As noted, to consume land economically is merely to preempt a time-slot from others, regardless of what one does with it. The unreaped harvests of idle land flow down the river and out the gates of time like water wasting through a desert. Lost water may sometimes be useful downstream; lost time never returns. To keep others from using a time-slot is to consume it.

The value of preemption is the highest and best use that might have been made of the land preempted. That is the economic cost. The land is not responsible if the manager fails to realize its value at optimal capacity. Neither are the persons who are excluded. Only the preemptor is responsible, as a manager. This person deserves credit for performing above par and blame for falling below.

A great deal of land in fact is not allocated to its highest and best use. The shortfall of realized ground rent below potential ground rent is properly a debit to the manager's account, not the land's; and the party responsible for the manager is the holder of title.

Most economic theorizing has failed to bring out this point. The tendency is to treat ground rent as a residual, a waste basket for all the errors and dereliction of responsible economic actors. This has resulted in greatly understating the value of land relative to other factors of production. Institutional and social factors, too, often obscure the opportunity cost of land.

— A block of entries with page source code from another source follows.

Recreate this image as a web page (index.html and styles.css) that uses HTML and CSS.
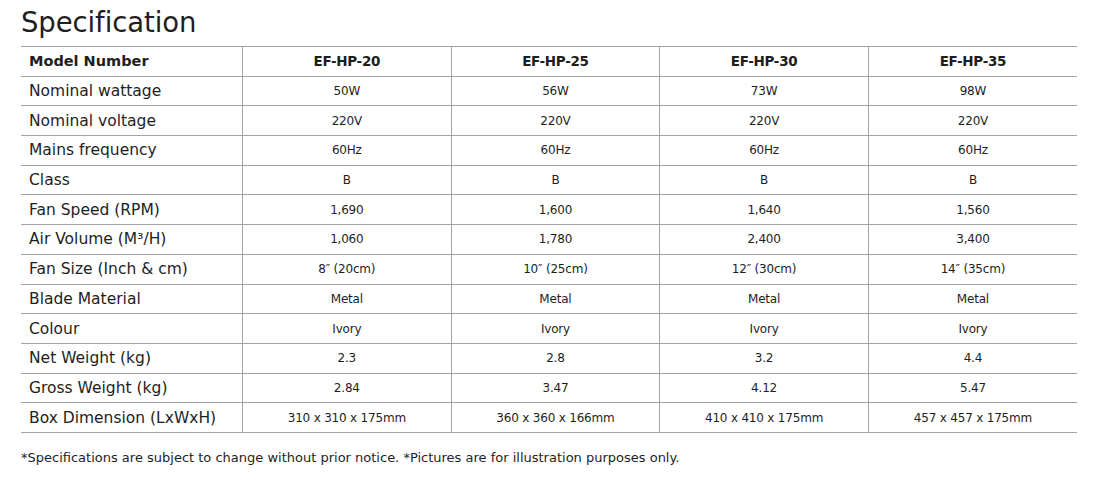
FILE: index.html
```
<!DOCTYPE html>
<html>
<head>
<meta charset="utf-8">
<link rel="stylesheet" href="styles.css">
</head>
<body>
<div class="page">
  <h1 class="title">Specification</h1>
  <table class="spec">
    <thead>
      <tr><th class="label">Model Number</th><th>EF-HP-20</th><th>EF-HP-25</th><th>EF-HP-30</th><th>EF-HP-35</th></tr>
    </thead>
    <tbody>
      <tr><td class="label">Nominal wattage</td><td>50W</td><td>56W</td><td>73W</td><td>98W</td></tr>
      <tr><td class="label">Nominal voltage</td><td>220V</td><td>220V</td><td>220V</td><td>220V</td></tr>
      <tr><td class="label">Mains frequency</td><td>60Hz</td><td>60Hz</td><td>60Hz</td><td>60Hz</td></tr>
      <tr><td class="label">Class</td><td>B</td><td>B</td><td>B</td><td>B</td></tr>
      <tr><td class="label">Fan Speed (RPM)</td><td>1,690</td><td>1,600</td><td>1,640</td><td>1,560</td></tr>
      <tr><td class="label">Air Volume (M³/H)</td><td>1,060</td><td>1,780</td><td>2,400</td><td>3,400</td></tr>
      <tr><td class="label">Fan Size (Inch &amp; cm)</td><td>8″ (20cm)</td><td>10″ (25cm)</td><td>12″ (30cm)</td><td>14″ (35cm)</td></tr>
      <tr><td class="label">Blade Material</td><td>Metal</td><td>Metal</td><td>Metal</td><td>Metal</td></tr>
      <tr><td class="label">Colour</td><td>Ivory</td><td>Ivory</td><td>Ivory</td><td>Ivory</td></tr>
      <tr><td class="label">Net Weight (kg)</td><td>2.3</td><td>2.8</td><td>3.2</td><td>4.4</td></tr>
      <tr><td class="label">Gross Weight (kg)</td><td>2.84</td><td>3.47</td><td>4.12</td><td>5.47</td></tr>
      <tr><td class="label">Box Dimension (LxWxH)</td><td>310 x 310 x 175mm</td><td>360 x 360 x 166mm</td><td>410 x 410 x 175mm</td><td>457 x 457 x 175mm</td></tr>
    </tbody>
  </table>
  <p class="note">*Specifications are subject to change without prior notice. *Pictures are for illustration purposes only.</p>
</div>
</body>
</html>
```

FILE: styles.css
```
html, body {
  margin: 0;
  padding: 0;
  background: #ffffff;
}
body {
  font-family: "DejaVu Sans", "Liberation Sans", sans-serif;
  color: #1e1e1e;
}
.page {
  padding: 3px 37px 0 21px;
}
.title {
  margin: 0;
  font-size: 27.5px;
  font-weight: 400;
  line-height: 38px;
  height: 43px;
  letter-spacing: -0.1px;
}
.spec {
  width: 1056px;
  border-collapse: collapse;
  table-layout: fixed;
}
.spec th, .spec td {
  height: 28.7px;
  padding: 0;
  border-top: 1px solid #a4a4a4;
  border-bottom: 1px solid #a4a4a4;
  border-left: 1px solid #a4a4a4;
  text-align: center;
  font-size: 12px;
  font-weight: 400;
  white-space: nowrap;
  letter-spacing: -0.2px;
}
.spec th {
  font-weight: 700;
  font-size: 13.5px;
  letter-spacing: -0.3px;
}
.spec th:first-child, .spec td:first-child {
  border-left: none;
  width: 213px;
}
.spec th.label {
  text-align: left;
  padding-left: 8px;
  font-size: 14.5px;
  letter-spacing: 0;
}
.spec td.label {
  text-align: left;
  padding-left: 8px;
  font-size: 15.5px;
  letter-spacing: 0;
}
.note {
  margin: 17px 0 0 0;
  font-size: 13px;
}
```
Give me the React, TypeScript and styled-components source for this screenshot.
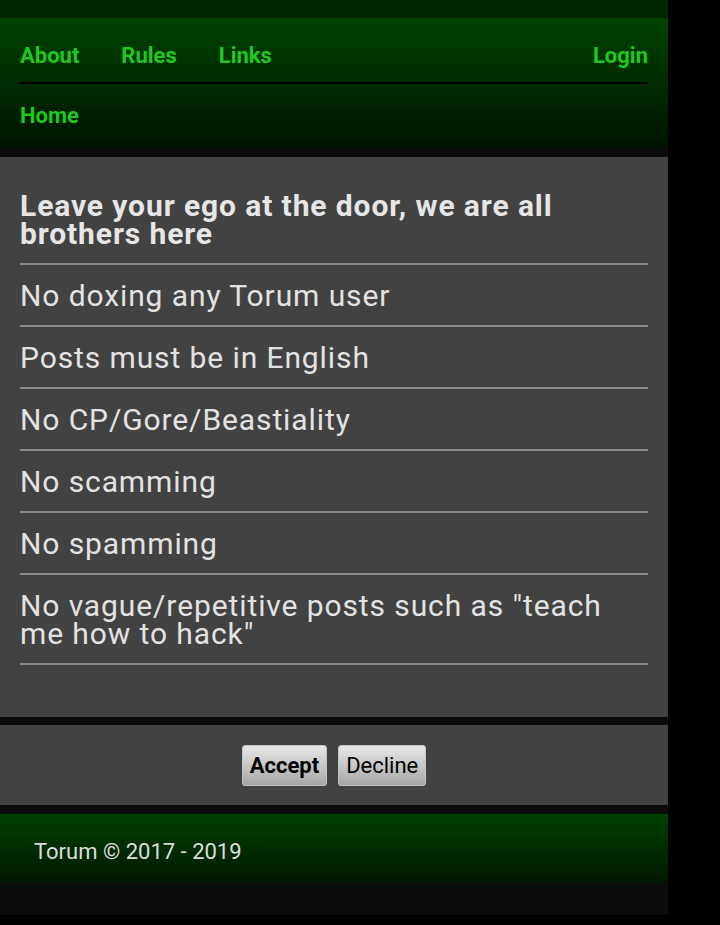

Theorizing lags behind practice. In dividing value between land and a building affixed to it the standard practice of appraisers, and speculative buyers too, is the "building-residual method." The land is appraised as though vacant; the building gets the remaining value, if any. The building, once attached to a specific site, loses the mobility of place and form that fluid capital possesses and has no opportunity cost but scrap value, often negative. Land, always lacking mobility of place, retains mobility of reuse because of its versatility, permanence, and irreproduceable location.

What can it mean to "consume" land, when it does not get used up? It can only mean to occupy or preempt a time-slot of space. That has the most profound implications for the meaning of "consumption" in economic thinking, and "consumer taxation" in fiscal policy. Economists have neglected and papered over these matters almost completely. Let us pursue the point.

How shall we measure land-consumption by owners, where no rent is paid? Is it purely subjective? Does it vary with the owner's mood and health? It is simpler than that, and fully practicable. The measure is the market opportunity cost of land, e.g. the price times the interest rate.

Holding an urban site has been likened to holding a reserved seat at a play, ballgame, or concert. The seatholder properly helps pay for the event, whether or not there to enjoy it. As a result, very few paid customers fail to show up. Likewise, people who pay cash rent for land seldom leave it vacant. Doubtless if people paid regular cash taxes to hold land, they, too, would consume (preempt) less.

Proponents of "consumer taxation" almost universally overlook this point. I am not aware of one who has proposed including land-consumption in the tax base. Aaron and Galper, propounding a "cash-flow tax," explicitly allow for letting each succeeding owner expense land purchase, effectively exempting land rents from taxation 100%. So do Hall and Rabushka in their “Bible” on the flat tax, and so do most current agitators for a national sales tax or VAT. So-called consumer taxes actually imposed now and in the past bear heavily on the necessities of median and poor families. We deride the salt tax of the French ancien regime, and of pre-Ghandian India. We recognize them as instruments of tyranny and class warfare, even as we tolerate modern legislators who now impose comparable burdens on ourselves, and economists who rationalize such taxes by belittling the necessities of life.

Doing so, they compound the deception in the label "consumer taxation." Much of what is taxed in the name of taxing consumers is actually used for another kind of capital formation. This is what the puritans of early Plymouth called “Inward Wealth,” and what modern economists call “human capital.” The same economists who say human beings are or contain capital, and we need more of it, turn around and tell us to tax the formation and maintenance of such capital, by calling it "consumption." Coupling this with their proposed exemption of land-consumption we have the ultimate victory and application of semantic cleansing. Inconsistency, thy name is neo-classical economist.

Leading modern philosophers of fostering “human capital,” like Gary Becker and Theodore Schultz, think of it as post-graduate education, which happens to be their profession. Logically, though, it should include undergraduate education, and secondary education before that, primary before that, and why stop there? Parenting is part of education. Before that comes conception; before that (usually), marriage; before that, courtship; and so on. There is no logical stopping point, back to Adam and Eve. That leads us to realize that much, perhaps most of what sales-taxers stigmatize and down-value as “consumption” is actually human capital formation.

Bottom line? To tax consumption properly we should tax all land held for housing above some reasonable minimum needed for health and children; all land held for recreation; and all land held without using it at all. And we should NOT tax much of what economists today carelessly call “consumption.”